The permutations then, are: Denmark will be guaranteed a place in the quarter-finals if they beat Germany. A draw though, will be sufficient as long as Netherlands beat Portugal. If the Seleccao beat Bert van Marijwik's side however, the Danes will be out with anything less than three points. Germany, on the other hand, only need a point to progress. A loss though, could see all three of Germany, Denmark and Portugal level on six points. In that instance, a mini league will be scrutinised, where goal difference is taken into account. And if that's level, goals scored, head-to-head and co-efficient are all pitted against each other. Got that?
The last competitive meeting between these two though, didn't end too well for the Germans.
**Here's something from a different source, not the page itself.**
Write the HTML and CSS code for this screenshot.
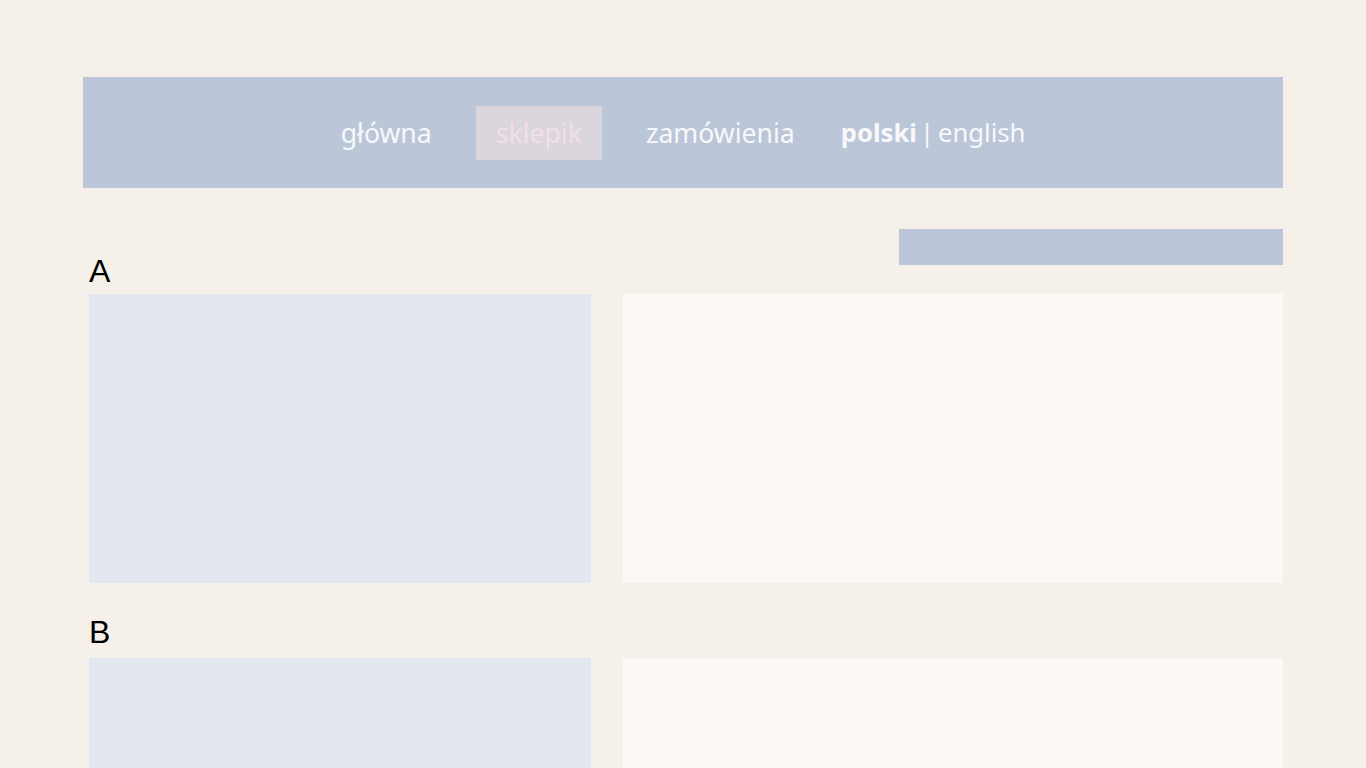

The final of Euro '92 in Sweden saw Denmark win 2-1, and secure their only major tournament trophy to date.
Germany meanwhile, looked imperious in their last game against Netherlands. Two superbly taken Mario Gomez goals gave them a 2-1 win over their bitter rivals, and has left them on six points; the only team to win their first two group games. And their record over Denmark isn't too shabby either: in 25 previous meetings, Die Mannschaft have won 14, drawn three and lost just eight.
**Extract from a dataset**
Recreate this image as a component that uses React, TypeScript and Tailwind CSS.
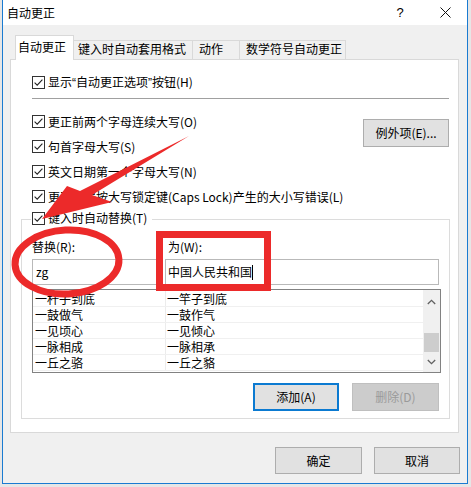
import React from 'react'

const Check = () => (
  <span className="w-[13px] h-[13px] border border-[#333333] bg-white flex items-center justify-center shrink-0">
    <svg width="11" height="11" viewBox="0 0 11 11">
      <path d="M1.6 5.6 L4.2 8.2 L9.4 2.6" stroke="#222222" strokeWidth="1.1" fill="none" />
    </svg>
  </span>
)

const Row = ({ children }: { children: React.ReactNode }) => (
  <div className="h-[25px] flex items-center gap-[3px]">
    <Check />
    <span className="leading-[16px] whitespace-nowrap">{children}</span>
  </div>
)

const pairs = [
  ['一杆子到底', '一竿子到底'],
  ['一鼓做气', '一鼓作气'],
  ['一见顷心', '一见倾心'],
  ['一脉相成', '一脉相承'],
  ['一丘之骆', '一丘之貉'],
]

export default function App() {
  return (
    <div className="w-[471px] h-[487px] bg-[#e6e6e6] relative overflow-hidden pl-[2px] [font-family:'Noto_Sans_CJK_SC',sans-serif] text-[12px] text-black">
      <div className="w-[466px] h-[484px] border-x border-b border-[#1a7bd1] bg-[#f0f0f0] flex flex-col">
        {/* 标题栏 */}
        <div className="h-[25px] bg-white flex items-center pl-[4px] pr-[16px] shrink-0">
          <span className="leading-[16px]">自动更正</span>
          <span className="ml-auto w-[12px] text-center leading-[16px] text-[13px] [font-family:'Liberation_Sans',sans-serif]">?</span>
          <svg className="ml-[34px]" width="11" height="11" viewBox="0 0 11 11">
            <path d="M0.5 0.5 L10.5 10.5 M10.5 0.5 L0.5 10.5" stroke="#111111" strokeWidth="1" />
          </svg>
        </div>

        <div className="flex flex-col pl-[7px] pr-[8px] pt-[10px]">
          {/* 选项卡 */}
          <div className="h-[25px] flex items-end ml-[5px]">
            <div className="relative z-10 h-[25px] w-[59px] bg-white border-x border-t border-[#d9d9d9] pl-[2px] pt-[3px] leading-[16px]">
              自动更正
            </div>
            <div className="h-[20px] w-[120px] -ml-px bg-[#f0f0f0] border-x border-t border-[#d9d9d9] pl-[4px] leading-[16px]">
              键入时自动套用格式
            </div>
            <div className="h-[20px] w-[48px] -ml-px bg-[#f0f0f0] border-x border-t border-[#d9d9d9] pl-[6px] leading-[16px]">
              动作
            </div>
            <div className="h-[20px] w-[107px] -ml-px bg-[#f0f0f0] border-x border-t border-[#d9d9d9] pl-[6px] leading-[16px]">
              数学符号自动更正
            </div>
          </div>

          {/* 面板 */}
          <div className="-mt-px w-[449px] h-[374px] bg-white border border-[#d9d9d9] flex flex-col pl-[21px] pr-[9px] pt-[14px]">
            <div className="h-[16px] flex items-center gap-[3px]">
              <Check />
              <span className="leading-[16px] whitespace-nowrap">
                显示<span className="[font-family:'Liberation_Sans',sans-serif]">“</span>自动更正选项<span className="[font-family:'Liberation_Sans',sans-serif]">”</span>按钮(H)
              </span>
            </div>
            <div className="mt-[8px] h-px bg-[#a0a0a0]" />

            <div className="mt-[10px] flex">
              <div className="flex flex-col">
                <Row>更正前两个字母连续大写(O)</Row>
                <Row>句首字母大写(S)</Row>
                <Row>英文日期第一个字母大写(N)</Row>
                <Row>更正因误按大写锁定键(Caps Lock)产生的大小写错误(L)</Row>
              </div>
              <button className="ml-auto mt-[10px] w-[86px] h-[28px] bg-[#e1e1e1] border border-[#adadad] flex items-center justify-center leading-[16px]">
                例外项(E)...
              </button>
            </div>

            {/* 键入时自动替换 */}
            <div className="mt-[10px] -ml-[11px] -mr-px border border-[#dcdcdc] flex flex-col pl-[10px] pr-[8px] pb-[7px]">
              <div className="-mt-[10px] -ml-[1px] w-fit bg-white pl-[1px] pr-[5px] h-[16px] flex items-center gap-[3px]">
                <Check />
                <span className="leading-[16px]">键入时自动替换(T)</span>
              </div>

              <div className="mt-[13px] h-[16px] flex leading-[16px]">
                <span className="w-[136px]">替换(R):</span>
                <span>为(W):</span>
              </div>

              <div className="mt-[4px] flex">
                <div className="w-[129px] h-[26px] border border-[#b9b9b9] flex items-center pl-[3px] leading-[16px]">
                  zg
                </div>
                <div className="ml-[4px] w-[274px] h-[26px] border border-[#b9b9b9] flex items-center pl-[2px] leading-[16px]">
                  中国人民共和国
                  <span className="w-px h-[15px] bg-black" />
                </div>
              </div>

              <div className="mt-[4px] h-[84px] border border-[#828282] flex">
                <div className="flex-1 flex flex-col pt-px">
                  {pairs.map(([a, b]) => (
                    <div key={a} className="h-[16px] flex border-b border-[#f0f0f0] leading-[15px]">
                      <span className="w-[133px] pl-[2px] border-r border-[#ececec]">{a}</span>
                      <span className="pl-[1px]">{b}</span>
                    </div>
                  ))}
                </div>
                <div className="w-[17px] bg-[#f0f0f0] flex flex-col">
                  <div className="h-[24px] flex items-center justify-center">
                    <svg width="9" height="6" viewBox="0 0 9 6">
                      <path d="M0.8 5 L4.5 1.3 L8.2 5" stroke="#606060" strokeWidth="1.3" fill="none" />
                    </svg>
                  </div>
                  <div className="h-[19px]" />
                  <div className="h-[19px] mx-[1px] bg-[#cdcdcd]" />
                  <div className="flex-1 flex items-center justify-center">
                    <svg width="9" height="6" viewBox="0 0 9 6">
                      <path d="M0.8 1 L4.5 4.7 L8.2 1" stroke="#606060" strokeWidth="1.3" fill="none" />
                    </svg>
                  </div>
                </div>
              </div>

              <div className="mt-[10px] flex justify-end gap-[13px] mr-[2px]">
                <button className="w-[86px] h-[28px] bg-[#e1e1e1] border-2 border-[#0b7ad1] flex items-center justify-center leading-[16px]">
                  添加(A)
                </button>
                <button className="w-[87px] h-[28px] bg-[#cccccc] border border-[#bfbfbf] text-[#9a9a9a] flex items-center justify-center leading-[16px]">
                  删除(D)
                </button>
              </div>
            </div>
          </div>

          {/* 底部按钮 */}
          <div className="mt-[14px] flex justify-end gap-[12px] -mr-px">
            <button className="w-[87px] h-[27px] bg-[#e1e1e1] border border-[#adadad] flex items-center justify-center leading-[16px]">
              确定
            </button>
            <button className="w-[86px] h-[27px] bg-[#e1e1e1] border border-[#adadad] flex items-center justify-center leading-[16px]">
              取消
            </button>
          </div>
        </div>
      </div>

      {/* 红色标注 */}
      <svg className="absolute top-0 left-0 pointer-events-none" width="471" height="487" viewBox="0 0 471 487">
        <ellipse cx="67" cy="262" rx="52" ry="32" transform="rotate(-3 67 262)" fill="none" stroke="#ec2a2a" strokeWidth="7" />
        <rect x="159.5" y="234.5" width="108" height="53" fill="none" stroke="#ec2a2a" strokeWidth="7" />
        <polygon points="42,219 67,186 80,191 189,136 92,195 112,202" fill="#ec2a2a" />
      </svg>
    </div>
  )
}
It's first vs second in the Group of Death, but it's by no means a cosy affair between two certainties to go through. Everyone one in Group B can still qualify for the quarter-finals; and in the same breath, everyone can be on the next plane home. Motren Olsen's side were a tad unlucky not to get all three points in their last game against Portugal. Two Nicklas Bendtner headers looked to have got them a well-earned point. But a late Silvestre Varela goal broke Danish hearts, and has left them realistically needing a result tonight to go through.
Good evening everyone, and welcome to Goal.com's LIVE, play-by-play coverage, of Denmark vs Germany all the way from Lviv in Ukraine. I'm Alex Mott, and I'll be your commentator for today's crucial Group B clash.